Poland’s finance ministry published an update of the country’s tax code, stating that it will not tax income from transactions on Cryptocurrencies .
The MoF justified its taxing decision by stating that it considers conducting an in-depth analysis to better regulate the emerging industry.
Under this provision, cryptocurrency traders will get tax exemptions after they were required to pay two tax brackets of 18 percent and 32 percent regardless of whether they made a profit.
More painful for digital currency traders in Poland, the ministry's guidance had previously considered the cryptocurrency transaction a transfer of property rights, which triggers a 1 percent levy on the market value of each trade.
The ministry’s updated stance was published nearly three weeks after the deadline for Poles to file their annual personal income statements, which came to effect on April 30.
The Polish government has recently announced a crackdown on cryptocurrencies amid growing concerns that the digital currency is being used for money laundering and tax evasion. The Council of Ministers has adopted a draft law to regulate Bitcoin and other cryptocurrencies to bring them in line with anti-money laundering and counter-terrorism financial legislation.

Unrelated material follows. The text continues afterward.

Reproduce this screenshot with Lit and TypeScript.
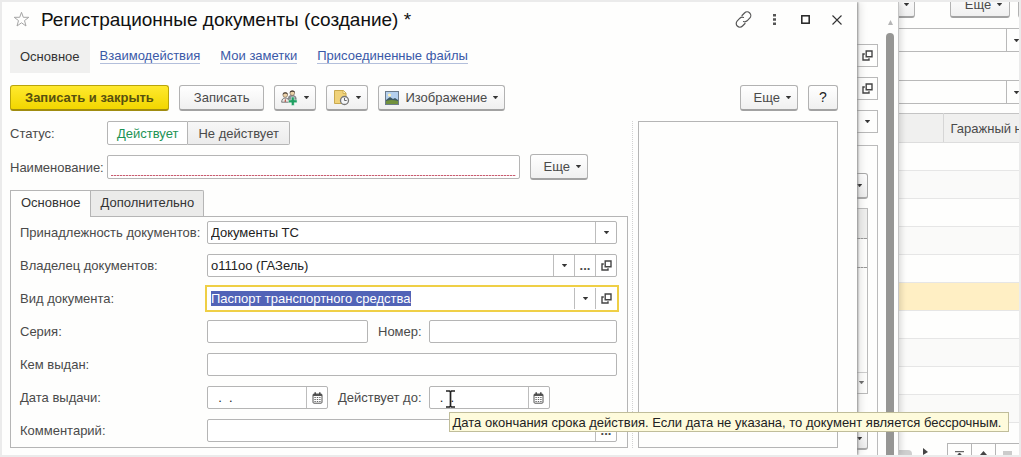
import { LitElement, html, svg, css } from "lit";
import { customElement, state, query } from "lit/decorators.js";

const caret = html`<svg class="caret" width="5" height="3" viewBox="0 0 5 3" aria-hidden="true"><path d="M0 0h5L2.500 3z" fill="#333" stroke="#333" stroke-width=".4" /></svg>`;

const openIcon = html`<svg width="11" height="11" viewBox="0 0 11 11" aria-hidden="true">
  <path d="M4.2 1h5.8v5.8H4.2z M2.8 4H1v6h6V8.2" fill="none" stroke="#444" stroke-width="1.4" />
</svg>`;

const calendarIcon = html`<svg width="11" height="12" viewBox="0 0 11 12" aria-hidden="true">
  <rect x="1" y="2" width="9" height="9.2" rx="1" fill="none" stroke="#555" />
  <path d="M1 2h9v2H1z" fill="#555" />
  <path d="M3.2 0.3v2.4M7.8 0.3v2.4" stroke="#444" stroke-width="1.4" />
  ${[5.5, 7.5, 9.5].map((y) => svg`<path d="M2.4 ${y}h1.4M4.8 ${y}h1.4M7.2 ${y}h1.4" stroke="#666" />`)}
</svg>`;

const peopleIcon = html`<svg width="17" height="17" viewBox="0 0 18 17" aria-hidden="true">
  <path d="M8 9c0-2 1.500-3 3.500-3s4.500 1 4.500 3.500V11H8z" fill="#8a9298" stroke="#555" stroke-width=".6" />
  <circle cx="12" cy="3.800" r="2.500" fill="#ecd2a8" stroke="#6b5b45" stroke-width=".6" />
  <path d="M9.300 3.500C9 .3 15 .3 14.700 3.500 13.500 2 10.800 2 9.300 3.500z" fill="#4b4038" />
  <path d="M.7 13.500c0-3 1.500-4.500 3.800-4.500s4.200 1.500 4.200 4.500z" fill="#e8e8e6" stroke="#555" stroke-width=".8" />
  <path d="M4.500 9.200l-.8 3.800h1.800z" fill="#b34a3a" />
  <circle cx="4.500" cy="5.800" r="2.500" fill="#ecd2a8" stroke="#6b5b45" stroke-width=".6" />
  <path d="M1.900 5.500C1.500 2.200 7.500 2.200 7.100 5.500 6 4 3.200 4 1.900 5.500z" fill="#4b4038" />
  <path d="M11 8h3v3h3v3h-3v3h-3v-3H8v-3h3z" fill="#1fa062" stroke="#fff" stroke-width=".5" />
</svg>`;

const fileClockIcon = html`<svg width="17" height="17" viewBox="0 0 17 17" aria-hidden="true">
  <path d="M1.500 1.500h9l2.500 2.500v10.500H1.500z" fill="#f0d27a" stroke="#c9a94e" />
  <path d="M10 1.500V4.500h3" fill="#fbeebb" stroke="#c9a94e" stroke-width=".8" />
  <circle cx="11.500" cy="11.500" r="4" fill="#f4f6f8" stroke="#777" stroke-width="1.300" />
  <path d="M11.500 9v2.500h2.200" fill="none" stroke="#666" />
</svg>`;

const pictureIcon = html`<svg width="14" height="14" viewBox="0 0 14 14" aria-hidden="true">
  <rect x=".5" y=".5" width="13" height="13" fill="#b5d0ee" stroke="#6c7c8c" />
  <circle cx="4.500" cy="4" r="1.600" fill="#fff2b8" />
  <path d="M1 9l4-3 3 2 2-1 3 2v2H1z" fill="#3f5a63" />
  <path d="M1 10c4-1.500 8-1 12 0v3H1z" fill="#71913d" />
</svg>`;

@customElement("app-root")
export class AppRoot extends LitElement {
  @state() private status = "active";
  @query("#kind") private kind!: HTMLInputElement;

  static styles = css`
    :host {
      display: grid;
      grid-template-columns: minmax(0, 1fr) 42px 11.8%;
      min-height: 100vh;
      box-sizing: border-box;
      padding: 2px;
      background: #ebebeb;
      color: #4a4a4a;
      font: 13px/15px "Liberation Sans", Arial, sans-serif;
      overflow: hidden;
    }
    *, *::before { box-sizing: border-box; }
    button, input { font: inherit; color: inherit; margin: 0; }
    svg { display: block; flex: none; }

    .dialog {
      position: relative;
      z-index: 2;
      background: #fefefd;
      padding: 0 19px 7px 8px;
      box-shadow: 1px 0 2px #8f8f8f, 3px 0 8px rgba(0, 0, 0, 0.12);
      clip-path: inset(0 -200px 0 0);
    }
    .head { display: flex; align-items: center; height: 35px; padding-left: 3px; }
    .title { flex: 1; margin: 0 0 0 11px; font-size: 19px; line-height: 24px; font-weight: 400; color: #111; white-space: nowrap; }
    .tools { display: flex; gap: 14px; margin-right: -7px; }
    .icon { display: grid; place-items: center; width: 17px; height: 20px; border: 0; padding: 0; background: none; }

    .nav { display: flex; align-items: center; gap: 20px; margin-top: 3px; height: 33px; }
    .nav .current { padding: 9px 10px; margin-right: -10px; background: #f0f0ef; color: #333; }
    .nav a { color: #3a59a8; text-decoration: none; border-bottom: 1px solid #b3bfdb; line-height: 14px; }

    .bar { display: flex; gap: 10px; margin: 12px 0 10px; }
    .btn {
      display: inline-flex; align-items: center; justify-content: center; gap: 6px;
      height: 26px; padding: 0 6px 0 13px; border: 1px solid #b2b2b2; border-bottom: 2px solid #a2a2a2;
      border-radius: 3px; background: linear-gradient(#fff, #f0f0f0); white-space: nowrap;
    }
    .btn.plain { padding: 0 14px; }
    .btn.pic { padding: 0 6px; }
    .btn.primary { padding: 0 14px; font-weight: 700; color: #57500f; background: linear-gradient(#ffe92e, #f2d600); border-color: #b9a40b; border-bottom-color: #a08c10; }
    .btn.help { width: 30px; padding: 0; color: #222; font-size: 14px; }
    .grow { flex: 1; }

    .body { display: flex; }
    .main { flex: 1; min-width: 0; }
    .split { width: 10px; border-left: 1px dotted #d2d2d2; margin-left: 4px; margin-right: -4px; }
    .preview { width: 200px; border: 1px solid #b5b5b5; }

    .line { display: flex; align-items: center; height: 24px; }
    .line > .cap { width: 97px; flex: none; white-space: nowrap; }
    .name { margin: 9px 40px 10px 0; height: 26px; }
    .name .field { margin-right: 10px; height: 24px; }

    .seg { display: flex; height: 24px; border: 0; padding: 0; margin: 0; }
    .seg label {
      position: relative; display: flex; align-items: center; padding: 0 10px; border: 1px solid #b5b5b5;
      background: linear-gradient(#f7f7f7, #ececec);
    }
    .seg label + label { border-left: 0; border-radius: 0 2px 2px 0; }
    .seg label:first-child { border-radius: 2px 0 0 2px; padding: 0 9px; }
    .seg label.on { background: #fff; color: #1d9355; }
    .seg input { position: absolute; inset: 0; appearance: none; }

    .tabs { display: flex; }
    .tab { height: 26px; padding: 0 9px 2px 10px; border: 1px solid #b5b5b5; border-bottom: 0; background: #ebebea; color: #333; position: relative; }
    .tab + .tab { border-left: 0; border-radius: 0 2px 0 0; }
    .tab.on { background: #fefefd; margin-bottom: -1px; z-index: 1; height: 27px; padding-bottom: 3px; }
    .panel { border: 1px solid #b5b5b5; padding: 4px 10px 5px 9px; display: grid; gap: 10px; }
    .row { display: flex; align-items: center; height: 23px; white-space: nowrap; }
    .row > .cap { width: 187px; flex: none; }
    .row > .mid { margin: 0 7px 0 10px; }

    .field { flex: 1; min-width: 0; display: flex; height: 23px; border: 1px solid #b5b5b5; border-radius: 2px; background: #fff; position: relative; }
    .field input { flex: 1; min-width: 0; width: 0; border: 0; outline: 0; padding: 0 3px; background: none; color: #222; }
    .field button { display: grid; place-items: center; width: 21px; flex: none; padding: 0; border: 0; border-left: 1px solid #bdbdbd; background: none; line-height: 12px; font-weight: 700; }
    .field.required::before { content: ""; position: absolute; left: 3px; right: 3px; bottom: 2px; height: 1px; background: repeating-linear-gradient(90deg, #c95c70 0 2px, #eccdd2 2px 3px); }
    .field.focus { outline: 2px solid #efcf45; border-color: #fff; border-radius: 0; }
    .field.serial { flex: 0 0 161px; }
    .field.date { flex: 0 0 121px; }
    .field input::selection { background: #5163b7; color: #fff; }

    .tip { position: absolute; left: 19px; top: 25px; z-index: 3; padding: 2px 7px 2px 3px; height: 20px; border: 1px solid #c0bd9a; background: #fefbdc; color: #222; white-space: nowrap; }
    .beam { position: absolute; left: 15px; top: 3px; z-index: 4; }

    .behind { position: relative; z-index: 1; min-width: 0; display: flex; background: #fefefd; border-right: 1px solid #c4c4c4; box-shadow: 2px 0 6px rgba(0, 0, 0, 0.15); clip-path: inset(0 -12px 0 0); }
    .edge { width: 21px; display: flex; flex-direction: column; padding-top: 42px; }
    .cell { display: grid; place-items: center; height: 23px; margin-bottom: 10px; padding: 0; border: 1px solid #b9b9b9; border-left: 0; background: none; flex: none; }
    .group { flex: 1; margin-top: 2px; padding: 27px 9px 0 0; border: 1px solid #bbb; border-width: 1px 1px 0 0; display: flex; flex-direction: column; }
    .stub { height: 26px; flex: none; border: 1px solid #aaa; border-bottom-width: 2px; border-left: 0; border-radius: 0 3px 3px 0; background: linear-gradient(#fff, #eee); padding: 0; }
    .stub.low { height: 22px; }
    .grid { height: 186px; margin: 9px 0 34px; border: 1px solid #bbb; border-left: 0; display: flex; flex-direction: column; }
    .grid i { display: block; height: 29px; border-bottom: 1px dashed #999; }
    .grid .top { background: #efefee; height: 30px; }
    .grid .end { margin-top: auto; height: 21px; border-top: 1px solid #bbb; border-bottom: 0; padding: 8px 0 0 2px; opacity: 0.7; }
    .scroll { display: flex; flex-direction: column; align-items: center; width: 8px; margin-left: 8px; padding-top: 18px; }
    .thumb { flex: 1; width: 8px; margin-top: 8px; border-radius: 4px 4px 0 0; background: #969694; }

    .list { min-width: 0; overflow: hidden; background: #fefefd; display: flex; flex-direction: column; }
    .clip { display: flex; align-items: flex-end; height: 16px; margin-bottom: 10px; overflow: hidden; flex: none; }
    .clip .btn { flex: none; }
    .clip .first { width: 16px; padding: 0; border-left: 0; border-radius: 0 3px 3px 0; margin-right: 35px; }
    .clip .more { width: 60px; margin-right: 8px; }
    .search { display: flex; justify-content: flex-end; height: 24px; border: 1px solid #b9b9b9; border-width: 1px 0; margin-bottom: 28px; flex: none; }
    .search input { flex: 1; min-width: 0; border: 0; background: none; padding: 0 3px; }
    .search button { width: 13px; border: 0; border-left: 1px solid #b9b9b9; padding: 0 0 0 7px; background: none; overflow: hidden; }
    .search.second { margin-bottom: 9px; }
    table { border-collapse: collapse; width: 100%; table-layout: fixed; border-top: 1px solid #c4c4c4; }
    th { height: 29px; padding: 0 0 0 7px; background: #f0f0ef; text-align: left; font-weight: 400; white-space: nowrap; overflow: hidden; border-bottom: 1px solid #ddd; }
    th:first-child { width: 44px; border-right: 1px solid #d6d6d6; }
    td { height: 28px; padding: 0; border-bottom: 1px solid #e6e6e6; }
    tr.alt td { background: #fafaf9; }
    tr.sel td { background: #ffefc4; }
    .foot { display: flex; align-items: flex-end; height: 12px; margin-top: auto; overflow: hidden; flex: none; }
    .foot .hbar { width: 18px; height: 5px; background: #cfcfcf; border-radius: 0 4px 0 0; margin-right: 11px; }
    .foot .hnext { margin-right: 19px; }
    .foot button { width: 24px; height: 12px; flex: none; padding: 7px 0 0; border: 1px solid #b5b5b5; border-width: 1px 0 0 1px; background: none; display: grid; place-items: start center; }
  `;

  firstUpdated() {
    this.kind.focus();
    this.kind.select();
  }

  private drop(label: string) {
    return html`<button aria-label=${label}>${caret}</button>`;
  }

  render() {
    return html`
      <main class="dialog">
        <header class="head">
          <button class="icon" aria-label="В избранное">
            <svg width="17" height="17" viewBox="0 0 17 17"><path d="M8.500 1.300l1.800 5h5.500l-4.300 3.300 1.500 5.400-4.500-3.200L4 15l1.500-5.400L1.200 6.300h5.500z" fill="none" stroke="#a5a5a5" /></svg>
          </button>
          <h1 class="title">Регистрационные документы (создание) *</h1>
          <div class="tools">
            <button class="icon" aria-label="Ссылка">
              <svg width="17" height="17" viewBox="0 0 17 17"><g fill="none" stroke="#555" stroke-width="1.200" stroke-linecap="round"><path d="M7 4.500l2.500-2.500a3.600 3.600 0 0 1 5.200 5.200l-2.600 2.600a3.400 3.400 0 0 1-3.600.7" /><path d="M10 12.500l-2.500 2.500a3.600 3.600 0 0 1-5.200-5.200l2.600-2.600a3.400 3.400 0 0 1 3.600-.7" /></g></svg>
            </button>
            <button class="icon" aria-label="Меню"><svg width="3" height="11" viewBox="0 0 3 11"><path d="M0 0h3v2.500H0zM0 4.200h3v2.500H0zM0 8.500h3V11H0z" fill="#555" /></svg></button>
            <button class="icon" aria-label="Развернуть"><svg width="9" height="9" viewBox="0 0 9 9"><rect x=".8" y=".8" width="7.400" height="7.400" fill="none" stroke="#222" stroke-width="1.500" /></svg></button>
            <button class="icon" aria-label="Закрыть"><svg width="10" height="10" viewBox="0 0 10 10"><path d="M.5.5l9 9M9.500.5l-9 9" stroke="#333" stroke-width="1.100" /></svg></button>
          </div>
        </header>

        <nav class="nav">
          <span class="current">Основное</span>
          <a href="#interactions">Взаимодействия</a>
          <a href="#notes">Мои заметки</a>
          <a href="#files">Присоединенные файлы</a>
        </nav>

        <div class="bar">
          <button class="btn primary">Записать и закрыть</button>
          <button class="btn plain">Записать</button>
          <button class="btn pic" aria-label="Контакты">${peopleIcon}${caret}</button>
          <button class="btn pic" aria-label="Файлы">${fileClockIcon}${caret}</button>
          <button class="btn pic">${pictureIcon}<span>Изображение</span>${caret}</button>
          <span class="grow"></span>
          <button class="btn">Еще ${caret}</button>
          <button class="btn help">?</button>
        </div>

        <div class="body">
          <section class="main">
            <div class="line">
              <span class="cap" id="st">Статус:</span>
              <fieldset class="seg" aria-labelledby="st">
                ${[["active", "Действует"], ["inactive", "Не действует"]].map(
                  ([id, text]) => html`<label class=${this.status === id ? "on" : ""}>
                    <input type="radio" name="status" .checked=${this.status === id} @change=${() => (this.status = id)} />${text}
                  </label>`
                )}
              </fieldset>
            </div>
            <div class="line name">
              <label class="cap" for="name">Наименование:</label>
              <div class="field required"><input id="name" /></div>
              <button class="btn">Еще ${caret}</button>
            </div>

            <div class="tabs" role="tablist">
              <button class="tab on" role="tab" aria-selected="true">Основное</button>
              <button class="tab" role="tab" aria-selected="false">Дополнительно</button>
            </div>
            <div class="panel" role="tabpanel">
              <div class="row">
                <label class="cap" for="belongs">Принадлежность документов:</label>
                <div class="field"><input id="belongs" value="Документы ТС" />${this.drop("Выбрать принадлежность")}</div>
              </div>
              <div class="row">
                <label class="cap" for="owner">Владелец документов:</label>
                <div class="field"><input id="owner" value="о111оо (ГАЗель)" />${this.drop("Выбрать владельца")}<button>...</button><button aria-label="Открыть владельца">${openIcon}</button></div>
              </div>
              <div class="row">
                <label class="cap" for="kind">Вид документа:</label>
                <div class="field focus"><input id="kind" value="Паспорт транспортного средства" />${this.drop("Выбрать вид")}<button aria-label="Открыть вид">${openIcon}</button></div>
              </div>
              <div class="row">
                <label class="cap" for="series">Серия:</label>
                <div class="field serial"><input id="series" /></div>
                <label class="mid" for="number">Номер:</label>
                <div class="field"><input id="number" /></div>
              </div>
              <div class="row">
                <label class="cap" for="issuer">Кем выдан:</label>
                <div class="field"><input id="issuer" /></div>
              </div>
              <div class="row">
                <label class="cap" for="issued">Дата выдачи:</label>
                <div class="field date"><input id="issued" value=${"\u00a0\u00a0.\u00a0\u00a0."} /><button aria-label="Календарь">${calendarIcon}</button></div>
                <label class="mid" for="until">Действует до:</label>
                <div class="field date">
                  <input id="until" value=${"\u00a0\u00a0.\u00a0\u00a0."} aria-describedby="tip" /><button aria-label="Календарь">${calendarIcon}</button>
                  <svg class="beam" width="11" height="18" viewBox="0 0 11 18" aria-hidden="true"><path d="M1 1h3.500l1 1 1-1H10M5.500 2v14M1 17h3.500l1-1 1 1H10" fill="none" stroke="#222" stroke-width="1.700" /></svg>
                  <div class="tip" id="tip" role="tooltip">Дата окончания срока действия. Если дата не указана, то документ является бессрочным.</div>
                </div>
              </div>
              <div class="row">
                <label class="cap" for="comment">Комментарий:</label>
                <div class="field"><input id="comment" /><button>...</button></div>
              </div>
            </div>
          </section>
          <div class="split"></div>
          <aside class="preview"></aside>
        </div>
      </main>

      <section class="behind">
        <div class="edge">
          <button class="cell" aria-label="Открыть">${openIcon}</button>
          <button class="cell" aria-label="Открыть">${openIcon}</button>
          <button class="cell" aria-label="Выбрать">${caret}</button>
          <div class="group">
            <button class="stub" aria-label="Еще">${caret}</button>
            <div class="grid"><i class="top"></i><i></i><i class="end">${caret}</i></div>
            <button class="stub low" aria-label="Еще">${caret}</button>
          </div>
        </div>
        <div class="scroll">
          <svg width="5" height="5" viewBox="0 0 5 5"><path d="M0 5h5L2.500 0z" fill="#b5b5b5" /></svg>
          <div class="thumb"></div>
        </div>
      </section>

      <section class="list">
        <div class="clip">
          <button class="btn first" aria-label="Поиск">${caret}</button>
          <button class="btn more">Еще ${caret}</button>
          <button class="btn help" aria-label="Справка"></button>
        </div>
        <div class="search"><input aria-label="Организация" /><button aria-label="Выбрать">${caret}</button></div>
        <div class="search second"><input aria-label="Подразделение" /><button aria-label="Выбрать">${caret}</button></div>
        <table>
          <thead><tr><th></th><th>Гаражный номер</th></tr></thead>
          <tbody>
            ${["", "alt", "", "alt", "", "sel", "", "alt", "", "alt"].map((c) => html`<tr class=${c}><td></td><td></td></tr>`)}
          </tbody>
        </table>
        <div class="foot">
          <span class="hbar"></span>
          <svg class="hnext" width="5" height="7" viewBox="0 0 5 7"><path d="M0 0l5 4-5 3z" fill="#444" /></svg>
          <button aria-label="В начало"><svg width="9" height="6" viewBox="0 0 9 6"><path d="M0 .7h9M4.500 2L8 6H1z" stroke="#444" fill="#444" /></svg></button>
          <button aria-label="Вверх"><svg width="7" height="4" viewBox="0 0 7 4"><path d="M3.500 0L7 4H0z" fill="#444" /></svg></button>
          <button aria-label="Вниз"><svg width="9" height="4" viewBox="0 0 9 4"><path d="M0 1h9M0 3h9" stroke="#999" /></svg></button>
        </div>
      </section>
    `;
  }
}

The ministry’s statement, translated using Google, further reads:
"In consequence of the adoption of such interpretation, if trading cryptocurrency is made on the basis of a contract of sale or Exchange , it becomes subject to tax on civil law transactions. Taking into account the specificities of virtual currencies, which boils down to rotate the rights of property through their purchase, sale and the exchange, and therefore the repeated conclusion of sales and exchange contracts, on the side of the entity trading virtual currency may arise the obligation to pay tax in an amount often exceeding the funds invested.”
"Temporary abandonment of tax collection will allow for an in-depth analysis and preparation of system solutions regulating this economic space, including in the tax context," it concluded.